L’étatisation de la sécu

J’ai récemment rencontré Pierre Caillaud-Croizat, le petit-fils d’Ambroise Croizat. Ce dernier, entré en usine à 13 ans, infatigable syndicaliste, est devenu ministre communiste du Travail et a mis en place le régime général de la Sécurité sociale en 1945. Pour cela, il a profondément transformé les « assurances sociales » de l’avant-guerre qui ne protégeaient en rien les ouvriers. Pierre Caillaud rappelle en effet que « les conditions de vie populaires étaient alors proches de celles décrites par Zola. L’exploitation était féroce et le salaire du chef de famille couvrait tout juste les besoins de base. Lorsque le chômage ou la maladie frappait, c’était la misère assurée ».

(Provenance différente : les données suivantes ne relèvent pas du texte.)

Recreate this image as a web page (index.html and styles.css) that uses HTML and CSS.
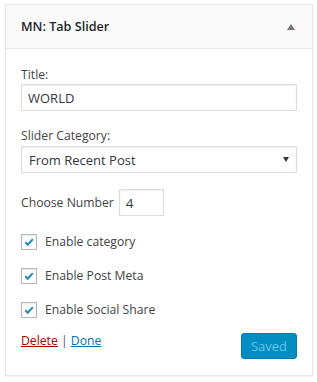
FILE: index.html
```html
<!DOCTYPE html>
<html lang="en">
<head>
    <meta charset="UTF-8">
    <meta name="viewport" content="width=device-width, initial-scale=1.0">
    <title>MN: Tab Slider</title>
    <link rel="stylesheet" href="styles.css">
</head>
<body>
    <div class="widget">
        <div class="widget-top">
            <h3>MN: Tab Slider</h3>
            <span class="toggle"></span>
        </div>
        <div class="widget-inside">
            <div class="field">
                <label for="title">Title:</label>
                <input type="text" id="title" class="wide" value="WORLD">
            </div>

            <div class="field">
                <label for="category">Slider Category:</label>
                <div class="select-wrap">
                    <select id="category" class="wide">
                        <option>From Recent Post</option>
                    </select>
                </div>
            </div>

            <div class="field inline">
                <label for="number">Choose Number</label>
                <input type="text" id="number" class="small" value="4">
            </div>

            <div class="check">
                <span class="box"><svg viewBox="0 0 16 16"><path d="M3.8 8.3l2.8 2.8 5.8-6.4" /></svg></span>
                <span>Enable category</span>
            </div>
            <div class="check">
                <span class="box"><svg viewBox="0 0 16 16"><path d="M3.8 8.3l2.8 2.8 5.8-6.4" /></svg></span>
                <span>Enable Post Meta</span>
            </div>
            <div class="check">
                <span class="box"><svg viewBox="0 0 16 16"><path d="M3.8 8.3l2.8 2.8 5.8-6.4" /></svg></span>
                <span>Enable Social Share</span>
            </div>

            <div class="actions">
                <div class="links">
                    <a href="#" class="delete">Delete</a> | <a href="#" class="done">Done</a>
                </div>
                <button type="button" disabled>Saved</button>
            </div>
        </div>
    </div>
</body>
</html>
```

FILE: styles.css
```css
body {
    margin: 0;
    padding: 4px 4px 5px 5px;
    background: #fff;
    font-family: "Open Sans", sans-serif;
    font-size: 12.2px;
    line-height: 18px;
    color: #444;
}
.widget {
    border: 1px solid #e5e5e5;
    box-shadow: 0 1px 1px rgba(0, 0, 0, 0.04);
}
.widget-top {
    height: 43px;
    background: #fafafa;
    border-bottom: 1px solid #e5e5e5;
    display: flex;
    align-items: center;
    justify-content: space-between;
    padding: 0 17px 0 15px;
}
.widget-top h3 {
    margin: 0;
    font-size: 12.6px;
    font-weight: 600;
    color: #23282d;
}
.toggle {
    width: 0;
    height: 0;
    border-left: 4px solid transparent;
    border-right: 4px solid transparent;
    border-bottom: 6px solid #72777c;
}
.widget-inside {
    padding: 17px 15px 16px 15px;
}
.field {
    margin-bottom: 16px;
}
.field label {
    display: block;
    margin-bottom: 0;
}
input, select {
    font-family: inherit;
    font-size: 13px;
    color: #32373c;
    border: 1px solid #ddd;
    box-shadow: inset 0 1px 2px rgba(0, 0, 0, 0.07);
    background: #fff;
    box-sizing: border-box;
    height: 27px;
    padding: 2px 6px;
    margin: 0;
    outline: none;
    border-radius: 0;
}
.wide {
    width: 100%;
}
.select-wrap {
    position: relative;
    padding-top: 1px;
}
select {
    appearance: none;
    -webkit-appearance: none;
    padding: 2px 7px;
}
.select-wrap::after {
    content: "";
    position: absolute;
    right: 8px;
    top: 12px;
    border-left: 3px solid transparent;
    border-right: 3px solid transparent;
    border-top: 5px solid #32373c;
}
.field.inline {
    display: flex;
    align-items: center;
    gap: 5px;
    margin-top: 15px;
    margin-bottom: 18px;
}
.field.inline label {
    display: inline;
}
.small {
    width: 45px;
    font-size: 13.5px;
}
.check {
    display: flex;
    align-items: center;
    gap: 8px;
    height: 16px;
    margin-top: 18px;
}
.field + .check {
    margin-top: 0;
}
.box {
    width: 16px;
    height: 16px;
    box-sizing: border-box;
    border: 1px solid #b4b9be;
    box-shadow: inset 0 1px 2px rgba(0, 0, 0, 0.1);
    display: flex;
}
.box svg {
    width: 14px;
    height: 14px;
    fill: none;
    stroke: #1e8cbe;
    stroke-width: 2.3;
}
.actions {
    display: flex;
    justify-content: space-between;
    align-items: flex-start;
    margin-top: 14px;
}
.links {
    color: #555;
}
.delete {
    color: #a00;
}
.done {
    color: #0073aa;
}
button {
    font-family: inherit;
    font-size: 13px;
    height: 26px;
    width: 56px;
    padding: 0;
    border: 1px solid #007cb2;
    border-radius: 3px;
    background: #008ec2;
    color: #66c6e4;
    margin-top: 1px;
}
```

Mais la Sécu « à la Croizat » ne fut pas affaire que de « répartition ». Pour répartir, il faut produire. Et Croizat donnait, via la Sécu, le pouvoir de décider de la production aux travailleurs. Il était donc essentiel que « les caisses de Sécu soient abondées par une part du salaire : la cotisation sociale », pour qu’il soit légitime que « les travailleurs, via leurs organisations, les gèrent ». Ainsi, après la tenue d’élections aux caisses de Sécu en 1945, les organisations syndicales se partageaient les trois quarts des sièges d’administrateurs.
Pour bâtir cet édifice, pas question « d’expérimentations locales ». Mais la loi. Celle-ci n’aurait jamais suffi à elle seule. C’est pourquoi, ancien dirigeant de la CGT – 5 millions de militants à l’époque -, Croizat disait aux travailleurs : « j’ai besoin de vos bras, rien ne se fera sans vous ». Son petit-fils rappelle : « Dans un pays ruiné, ce sont eux qui vont parfois construire – gratuitement, après leurs 50 heures de boulot – les bâtiments des futures caisses de Sécu. Eux, qui vont se former, toujours après le boulot, apprendre à devenir administrateurs. »
C’est cet engagement collectif qui explique que la Sécu a commencé à fonctionner en un peu plus d’un an seulement, alors qu’il en fallut huit pour la Sécu étatique anglaise (celle de Lord Beveridge).
Les syndicalistes d’alors se sont bientôt trouvés à la tête d’un budget total plus important que le budget de l’État. Et ont pu décider de la production de biens et services fondamentaux, notamment médicaux, une urgence étant donné l’état sanitaire du pays. Très vite,
« la situation du monde ouvrier va s’améliorer, avec une hausse de l’espérance de vie, un recul de la mortalité infantile », souligne Pierre Caillaud. Non pas grâce à la seule croissance économique – alors compréhensible dans un pays ruiné par la guerre – mais grâce à
une démocratie sociale pratiquée à une très large échelle qui garantit « la production de biens communs ». Malgré l’hostilité sur le terrain des patrons et des hauts fonctionnaires, bien décidés à faire capoter la Sécu aux mains des travailleurs. Manquerait plus que le peuple devienne maître de son destin économique !
Après des décennies d’étatisation « et de gauche et de droite » de la Sécu, ce rappel historique est d’une grande cruauté pour la société française d’aujourd’hui. Ravagée, toujours selon Pierre Caillaud, resté militant CGT, « par l’individualisme, le consumérisme, l’effacement du bien commun », presque plus personne n’y revendique une gestion populaire de la Sécu.

Extrait d’un article de Denis Baba dans le journal La Décroissance de mars 2023.